• **Record extracts**
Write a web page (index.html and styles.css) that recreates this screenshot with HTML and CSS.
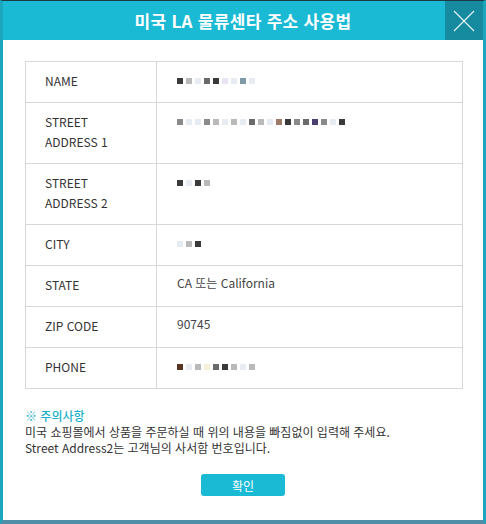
FILE: index.html
```html
<!DOCTYPE html>
<html lang="ko">
<head>
<meta charset="utf-8">
<link rel="stylesheet" href="styles.css">
</head>
<body>
<div class="dialog">
  <div class="header">
    <div class="title">미국 LA 물류센타 주소 사용법</div>
    <div class="close">
      <svg width="22" height="22" viewBox="0 0 22 22"><path d="M1 1L21 21M21 1L1 21" stroke="#e6f6f9" stroke-width="1.1" fill="none"/></svg>
    </div>
  </div>
  <div class="body">
    <div class="table">
      <div class="row"><div class="label">NAME</div><div class="value"><span class="mosaic"><i class="d"></i><i class="s"></i><i class="l"></i><i class="x"></i><i class="d"></i><i class="p"></i><i class="l"></i><i class="b"></i><i class="l"></i></span></div></div>
      <div class="row tall"><div class="label">STREET<br>ADDRESS 1</div><div class="value"><span class="mosaic"><i class="m"></i><i class="l"></i><i class="l"></i><i class="m"></i><i class="s"></i><i class="l"></i><i class="s"></i><i class="l"></i><i class="x"></i><i class="s"></i><i class="l"></i><i class="r"></i><i class="d"></i><i class="m"></i><i class="x"></i><i class="p2"></i><i class="m"></i><i class="l"></i><i class="d"></i></span></div></div>
      <div class="row tall"><div class="label">STREET<br>ADDRESS 2</div><div class="value"><span class="mosaic"><i class="d"></i><i class="l"></i><i class="d"></i><i class="s"></i></span></div></div>
      <div class="row"><div class="label">CITY</div><div class="value"><span class="mosaic"><i class="l"></i><i class="s"></i><i class="d"></i></span></div></div>
      <div class="row"><div class="label">STATE</div><div class="value">CA 또는 California</div></div>
      <div class="row"><div class="label">ZIP CODE</div><div class="value">90745</div></div>
      <div class="row"><div class="label">PHONE</div><div class="value"><span class="mosaic"><i class="r2"></i><i class="l"></i><i class="s"></i><i class="y"></i><i class="x"></i><i class="d"></i><i class="s"></i><i class="l"></i><i class="s"></i></span></div></div>
    </div>
    <div class="notice">
      <div class="notice-title">※ 주의사항</div>
      <div>미국 쇼핑몰에서 상품을 주문하실 때 위의 내용을 빠짐없이 입력해 주세요.</div>
      <div>Street Address2는 고객님의 사서함 번호입니다.</div>
    </div>
    <div class="actions"><button class="ok">확인</button></div>
  </div>
</div>
</body>
</html>
```

FILE: styles.css
```css
* { box-sizing: border-box; }
html, body { margin: 0; padding: 0; background: #fff; }
body { font-family: "Noto Sans CJK KR", "Noto Sans", sans-serif; color: #333; }
.dialog {
  width: 486px;
  height: 524px;
  border-top: 1px solid #1d3a44;
  border-left: 3px solid #1ba6bd;
  border-right: 3px solid #1ba6bd;
  border-bottom: 4px solid #4f8ea6;
  display: flex;
  flex-direction: column;
}
.header {
  height: 39px;
  background: #1ab9d4;
  display: flex;
}
.title {
  flex: 1;
  text-align: center;
  color: #fff;
  font-size: 17px;
  font-weight: bold;
  line-height: 39px;
  padding-left: 38px;
  letter-spacing: 0.3px;
}
.close {
  width: 38px;
  height: 39px;
  background: #168a9e;
  display: flex;
  align-items: center;
  justify-content: center;
}
.body { flex: 1; padding: 21px 20px 0 22px; }
.table {
  border: 1px solid #d8d8d8;
  width: 438px;
}
.row {
  display: grid;
  grid-template-columns: 131px 1fr;
  height: 41px;
  border-top: 1px solid #d8d8d8;
  font-size: 12px;
}
.row:first-child { border-top: none; height: 40px; }
.row.tall { height: 61px; }
.label {
  border-right: 1px solid #d8d8d8;
  padding: 9px 0 0 19px;
  line-height: 20px;
  color: #333;
}
.value {
  padding: 7px 0 0 20px;
  line-height: 20px;
  color: #444;
}
.mosaic { display: inline-flex; align-items: center; height: 20px; padding-top: 2px; }
.mosaic i { display: inline-block; width: 6px; height: 6px; margin-right: 3px; }
.mosaic i.d { background: #3a3a3a; }
.mosaic i.m { background: #8a8a8a; }
.mosaic i.l { background: #e6ecf2; }
.mosaic i.s { background: #b9b9b9; }
.mosaic i.x { background: #6a6a6a; }
.mosaic i.y { background: #f6efd8; }
.mosaic i.p { background: #e9e2f0; }
.mosaic i.b { background: #7e9aa6; }
.mosaic i.r { background: #a07a68; }
.mosaic i.r2 { background: #5a3420; }
.mosaic i.p2 { background: #4a3f70; }
.notice {
  margin-top: 19px;
  font-size: 12px;
  line-height: 16px;
  color: #333;
}
.notice-title { color: #1ab0c8; font-weight: 500; }
.actions { display: flex; justify-content: center; margin-top: 18px; padding-right: 2px; }
.ok {
  width: 84px;
  height: 22px;
  border: none;
  border-radius: 3px;
  background: #1ab9d4;
  color: #fff;
  font-family: "Noto Sans CJK KR", sans-serif;
  font-size: 12px;
  padding: 0;
}
```
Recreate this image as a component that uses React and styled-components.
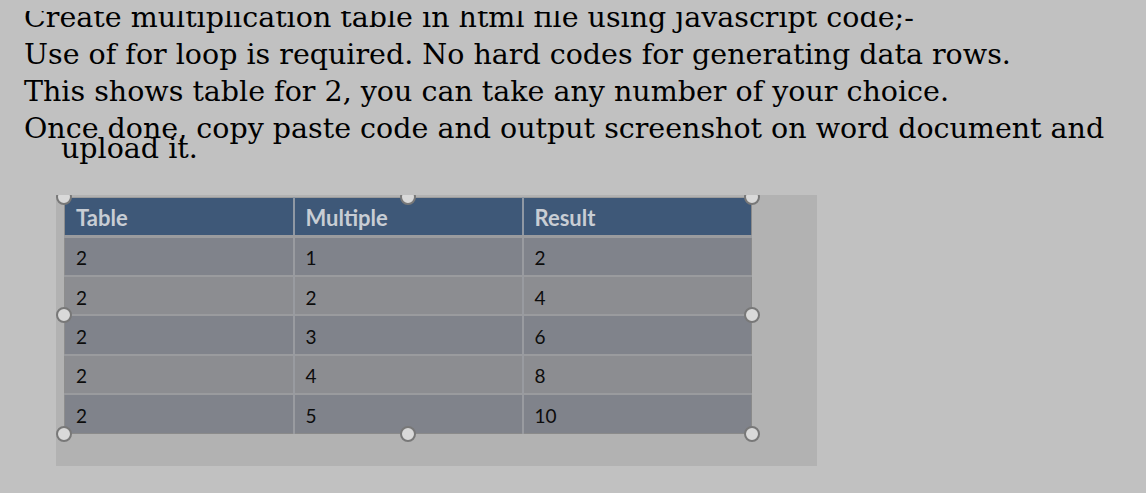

• **Prompt**
Report the number of lines that include the string "index"; return nothing but the count.

• **Reply**
2